**OBJECTIVE:** Transcribe the data in full and exactly, omitting any pictures.

**DATASET SECTION:**
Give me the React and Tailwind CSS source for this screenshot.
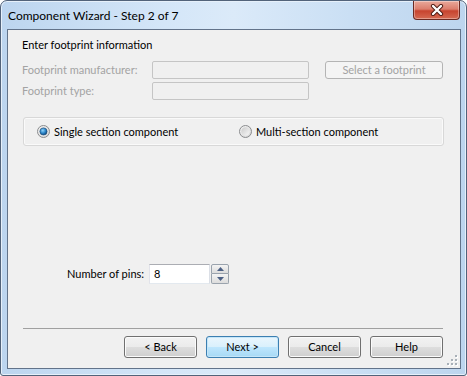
import React from "react";

const font = { fontFamily: 'Lato, "Noto Sans", sans-serif' };

function Radio({ checked }) {
  return (
    <svg width="13" height="13" viewBox="0 0 13 13" className="shrink-0">
      <defs>
        <linearGradient id="rOut" x1="0" y1="0" x2="1" y2="1">
          <stop offset="0" stopColor="#f6f6f6" />
          <stop offset="1" stopColor="#d4d4d4" />
        </linearGradient>
        <linearGradient id="rIn" x1="0" y1="0" x2="1" y2="1">
          <stop offset="0" stopColor="#cbcbcb" />
          <stop offset="1" stopColor="#f8f8f8" />
        </linearGradient>
        <radialGradient id="rDot" cx="0.4" cy="0.35" r="0.7">
          <stop offset="0" stopColor="#8fd4fb" />
          <stop offset="0.55" stopColor="#2a84c8" />
          <stop offset="1" stopColor="#0b3d70" />
        </radialGradient>
      </defs>
      <circle cx="6.5" cy="6.5" r="6" fill="url(#rOut)" stroke="#8a8c8e" strokeWidth="1" />
      <circle cx="6.5" cy="6.5" r="4.2" fill="url(#rIn)" />
      {checked && <circle cx="6.5" cy="6.5" r="3.6" fill="url(#rDot)" stroke="#1b4b78" strokeWidth="0.6" />}
    </svg>
  );
}

function Btn({ children, def }) {
  return (
    <div
      className={
        "w-[73px] h-[22px] rounded-[3px] border flex items-center justify-center text-[11px] text-black whitespace-nowrap " +
        (def
          ? "border-[#3c7fb1] bg-[linear-gradient(to_bottom,#eaf6fd_0%,#d9f0fc_50%,#bee6fd_51%,#a7d9f5_100%)] shadow-[inset_0_0_0_1px_#c5e6f9]"
          : "border-[#707070] bg-[linear-gradient(to_bottom,#f2f2f2_0%,#ebebeb_50%,#dddddd_51%,#cfcfcf_100%)] shadow-[inset_0_0_0_1px_#fbfbfb]")
      }
    >
      {children}
    </div>
  );
}

export default function App() {
  return (
    <div style={font} className="w-[467px] h-[376px] bg-white">
      <div className="w-[467px] h-[376px] rounded-t-[7px] rounded-b-[3px] border border-[#52637a] flex flex-col bg-[linear-gradient(to_right,#bcd5ef_0%,#d4e6f8_35%,#dbeaf9_50%,#cadff4_75%,#bdd5ee_100%)] shadow-[inset_0_0_0_1px_#e6f0fa]">
        {/* Title bar */}
        <div className="h-[28px] flex items-start justify-between">
          <div className="pl-[7px] pt-[6px] text-[12px] leading-[17px] text-black whitespace-nowrap">Component Wizard - Step 2 of 7</div>
          <div className="mr-[6px] w-[47px] h-[19px] rounded-b-[4px] border border-t-0 border-[#6b2a22] bg-[linear-gradient(to_bottom,#e9a99b_0%,#dc7e6d_45%,#c7442f_55%,#d56a52_100%)] shadow-[inset_0_0_0_1px_rgba(255,255,255,0.35)] flex items-center justify-center">
            <svg width="14" height="12" viewBox="0 0 14 12">
              <path d="M3 2 L11 10 M11 2 L3 10" stroke="#4b1a12" strokeWidth="4.2" strokeLinecap="round" />
              <path d="M3 2 L11 10 M11 2 L3 10" stroke="#ffffff" strokeWidth="2.4" strokeLinecap="round" />
            </svg>
          </div>
        </div>
        {/* Client */}
        <div className="relative ml-[6px] mr-[5px] mb-[6px] flex-1 border border-[#62738a] bg-[#f0f0f0] flex flex-col text-[11px] leading-[16px] whitespace-nowrap">
          <div className="pl-[14px] pt-[7px] text-black">Enter footprint information</div>
          <div className="pl-[14px] mt-[8px] flex items-center h-[18px]">
            <div className="w-[130px] text-[#a3a3a3]">Footprint manufacturer:</div>
            <div className="w-[157px] h-[18px] rounded-[2px] border border-[#c5c5c5] bg-[#f0f0f0]" />
            <div className="ml-[16px] w-[118px] h-[18px] rounded-[3px] border border-[#b4b4b4] bg-[#f4f4f4] flex items-center justify-center text-[#a3a3a3]">
              Select a footprint
            </div>
          </div>
          <div className="pl-[14px] mt-[3px] flex items-center h-[18px]">
            <div className="w-[130px] text-[#a3a3a3]">Footprint type:</div>
            <div className="w-[157px] h-[18px] rounded-[2px] border border-[#c5c5c5] bg-[#f0f0f0]" />
          </div>
          <div className="ml-[15px] mt-[17px] w-[421px] h-[29px] rounded-[3px] border border-[#d8d8d8] shadow-[inset_0_0_0_1px_#fafafa] flex items-center">
            <div className="ml-[13px] flex items-center gap-[4px] w-[202px]">
              <Radio checked />
              <span className="text-black">Single section component</span>
            </div>
            <div className="flex items-center gap-[4px]">
              <Radio />
              <span className="text-black">Multi-section component</span>
            </div>
          </div>
          <div className="mt-[118px] pl-[59px] flex items-center h-[20px]">
            <div className="w-[82px] text-black">Number of pins:</div>
            <div className="w-[61px] h-[20px] border border-[#abadb3] border-l-[#e2e3ea] border-r-[#dbdfe6] border-b-[#e3e9ef] bg-white flex items-center pl-[4px] text-black">
              8
            </div>
            <div className="ml-[1px] w-[18px] h-[20px] flex flex-col">
              <div className="h-[10px] rounded-t-[2px] border border-[#9aa3ad] bg-[linear-gradient(to_bottom,#f4f4f4,#dcdcdc)] flex items-center justify-center">
                <svg width="7" height="4" viewBox="0 0 7 4">
                  <path d="M0 4 L3.5 0 L7 4 Z" fill="#4d6185" />
                </svg>
              </div>
              <div className="h-[10px] rounded-b-[2px] border border-t-0 border-[#9aa3ad] bg-[linear-gradient(to_bottom,#f4f4f4,#dcdcdc)] flex items-center justify-center">
                <svg width="7" height="4" viewBox="0 0 7 4">
                  <path d="M0 0 L3.5 4 L7 0 Z" fill="#4d6185" />
                </svg>
              </div>
            </div>
          </div>
          <div className="mt-[44px] ml-[15px] mr-[17px] h-[1px] bg-[#a0a0a0]" />
          <div className="mt-[7px] pr-[17px] flex justify-end gap-[9px]">
            <Btn>&lt; Back</Btn>
            <Btn def>Next &gt;</Btn>
            <Btn>Cancel</Btn>
            <Btn>Help</Btn>
          </div>
          {/* size grip */}
          <div className="absolute right-[2px] bottom-[2px] w-[11px] h-[11px]">
            <svg width="11" height="11" viewBox="0 0 11 11">
              {[
                [8, 0],
                [4, 4],
                [8, 4],
                [0, 8],
                [4, 8],
                [8, 8],
              ].map(([x, y], i) => (
                <g key={i}>
                  <rect x={x + 1} y={y + 1} width="2" height="2" fill="#ffffff" />
                  <rect x={x} y={y} width="2" height="2" fill="#a8b0b8" />
                </g>
              ))}
            </svg>
          </div>
        </div>
      </div>
    </div>
  );
}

**REPLY TO THE TASK:**
Give me the React and Tailwind CSS source for this screenshot.
import React from "react";

const font = { fontFamily: 'Lato, "Noto Sans", sans-serif' };

function Radio({ checked }) {
  return (
    <svg width="13" height="13" viewBox="0 0 13 13" className="shrink-0">
      <defs>
        <linearGradient id="rOut" x1="0" y1="0" x2="1" y2="1">
          <stop offset="0" stopColor="#f6f6f6" />
          <stop offset="1" stopColor="#d4d4d4" />
        </linearGradient>
        <linearGradient id="rIn" x1="0" y1="0" x2="1" y2="1">
          <stop offset="0" stopColor="#cbcbcb" />
          <stop offset="1" stopColor="#f8f8f8" />
        </linearGradient>
        <radialGradient id="rDot" cx="0.4" cy="0.35" r="0.7">
          <stop offset="0" stopColor="#8fd4fb" />
          <stop offset="0.55" stopColor="#2a84c8" />
          <stop offset="1" stopColor="#0b3d70" />
        </radialGradient>
      </defs>
      <circle cx="6.5" cy="6.5" r="6" fill="url(#rOut)" stroke="#8a8c8e" strokeWidth="1" />
      <circle cx="6.5" cy="6.5" r="4.2" fill="url(#rIn)" />
      {checked && <circle cx="6.5" cy="6.5" r="3.6" fill="url(#rDot)" stroke="#1b4b78" strokeWidth="0.6" />}
    </svg>
  );
}

function Btn({ children, def }) {
  return (
    <div
      className={
        "w-[73px] h-[22px] rounded-[3px] border flex items-center justify-center text-[11px] text-black whitespace-nowrap " +
        (def
          ? "border-[#3c7fb1] bg-[linear-gradient(to_bottom,#eaf6fd_0%,#d9f0fc_50%,#bee6fd_51%,#a7d9f5_100%)] shadow-[inset_0_0_0_1px_#c5e6f9]"
          : "border-[#707070] bg-[linear-gradient(to_bottom,#f2f2f2_0%,#ebebeb_50%,#dddddd_51%,#cfcfcf_100%)] shadow-[inset_0_0_0_1px_#fbfbfb]")
      }
    >
      {children}
    </div>
  );
}

export default function App() {
  return (
    <div style={font} className="w-[467px] h-[376px] bg-white">
      <div className="w-[467px] h-[376px] rounded-t-[7px] rounded-b-[3px] border border-[#52637a] flex flex-col bg-[linear-gradient(to_right,#bcd5ef_0%,#d4e6f8_35%,#dbeaf9_50%,#cadff4_75%,#bdd5ee_100%)] shadow-[inset_0_0_0_1px_#e6f0fa]">
        {/* Title bar */}
        <div className="h-[28px] flex items-start justify-between">
          <div className="pl-[7px] pt-[6px] text-[12px] leading-[17px] text-black whitespace-nowrap">Component Wizard - Step 2 of 7</div>
          <div className="mr-[6px] w-[47px] h-[19px] rounded-b-[4px] border border-t-0 border-[#6b2a22] bg-[linear-gradient(to_bottom,#e9a99b_0%,#dc7e6d_45%,#c7442f_55%,#d56a52_100%)] shadow-[inset_0_0_0_1px_rgba(255,255,255,0.35)] flex items-center justify-center">
            <svg width="14" height="12" viewBox="0 0 14 12">
              <path d="M3 2 L11 10 M11 2 L3 10" stroke="#4b1a12" strokeWidth="4.2" strokeLinecap="round" />
              <path d="M3 2 L11 10 M11 2 L3 10" stroke="#ffffff" strokeWidth="2.4" strokeLinecap="round" />
            </svg>
          </div>
        </div>
        {/* Client */}
        <div className="relative ml-[6px] mr-[5px] mb-[6px] flex-1 border border-[#62738a] bg-[#f0f0f0] flex flex-col text-[11px] leading-[16px] whitespace-nowrap">
          <div className="pl-[14px] pt-[7px] text-black">Enter footprint information</div>
          <div className="pl-[14px] mt-[8px] flex items-center h-[18px]">
            <div className="w-[130px] text-[#a3a3a3]">Footprint manufacturer:</div>
            <div className="w-[157px] h-[18px] rounded-[2px] border border-[#c5c5c5] bg-[#f0f0f0]" />
            <div className="ml-[16px] w-[118px] h-[18px] rounded-[3px] border border-[#b4b4b4] bg-[#f4f4f4] flex items-center justify-center text-[#a3a3a3]">
              Select a footprint
            </div>
          </div>
          <div className="pl-[14px] mt-[3px] flex items-center h-[18px]">
            <div className="w-[130px] text-[#a3a3a3]">Footprint type:</div>
            <div className="w-[157px] h-[18px] rounded-[2px] border border-[#c5c5c5] bg-[#f0f0f0]" />
          </div>
          <div className="ml-[15px] mt-[17px] w-[421px] h-[29px] rounded-[3px] border border-[#d8d8d8] shadow-[inset_0_0_0_1px_#fafafa] flex items-center">
            <div className="ml-[13px] flex items-center gap-[4px] w-[202px]">
              <Radio checked />
              <span className="text-black">Single section component</span>
            </div>
            <div className="flex items-center gap-[4px]">
              <Radio />
              <span className="text-black">Multi-section component</span>
            </div>
          </div>
          <div className="mt-[118px] pl-[59px] flex items-center h-[20px]">
            <div className="w-[82px] text-black">Number of pins:</div>
            <div className="w-[61px] h-[20px] border border-[#abadb3] border-l-[#e2e3ea] border-r-[#dbdfe6] border-b-[#e3e9ef] bg-white flex items-center pl-[4px] text-black">
              8
            </div>
            <div className="ml-[1px] w-[18px] h-[20px] flex flex-col">
              <div className="h-[10px] rounded-t-[2px] border border-[#9aa3ad] bg-[linear-gradient(to_bottom,#f4f4f4,#dcdcdc)] flex items-center justify-center">
                <svg width="7" height="4" viewBox="0 0 7 4">
                  <path d="M0 4 L3.5 0 L7 4 Z" fill="#4d6185" />
                </svg>
              </div>
              <div className="h-[10px] rounded-b-[2px] border border-t-0 border-[#9aa3ad] bg-[linear-gradient(to_bottom,#f4f4f4,#dcdcdc)] flex items-center justify-center">
                <svg width="7" height="4" viewBox="0 0 7 4">
                  <path d="M0 0 L3.5 4 L7 0 Z" fill="#4d6185" />
                </svg>
              </div>
            </div>
          </div>
          <div className="mt-[44px] ml-[15px] mr-[17px] h-[1px] bg-[#a0a0a0]" />
          <div className="mt-[7px] pr-[17px] flex justify-end gap-[9px]">
            <Btn>&lt; Back</Btn>
            <Btn def>Next &gt;</Btn>
            <Btn>Cancel</Btn>
            <Btn>Help</Btn>
          </div>
          {/* size grip */}
          <div className="absolute right-[2px] bottom-[2px] w-[11px] h-[11px]">
            <svg width="11" height="11" viewBox="0 0 11 11">
              {[
                [8, 0],
                [4, 4],
                [8, 4],
                [0, 8],
                [4, 8],
                [8, 8],
              ].map(([x, y], i) => (
                <g key={i}>
                  <rect x={x + 1} y={y + 1} width="2" height="2" fill="#ffffff" />
                  <rect x={x} y={y} width="2" height="2" fill="#a8b0b8" />
                </g>
              ))}
            </svg>
          </div>
        </div>
      </div>
    </div>
  );
}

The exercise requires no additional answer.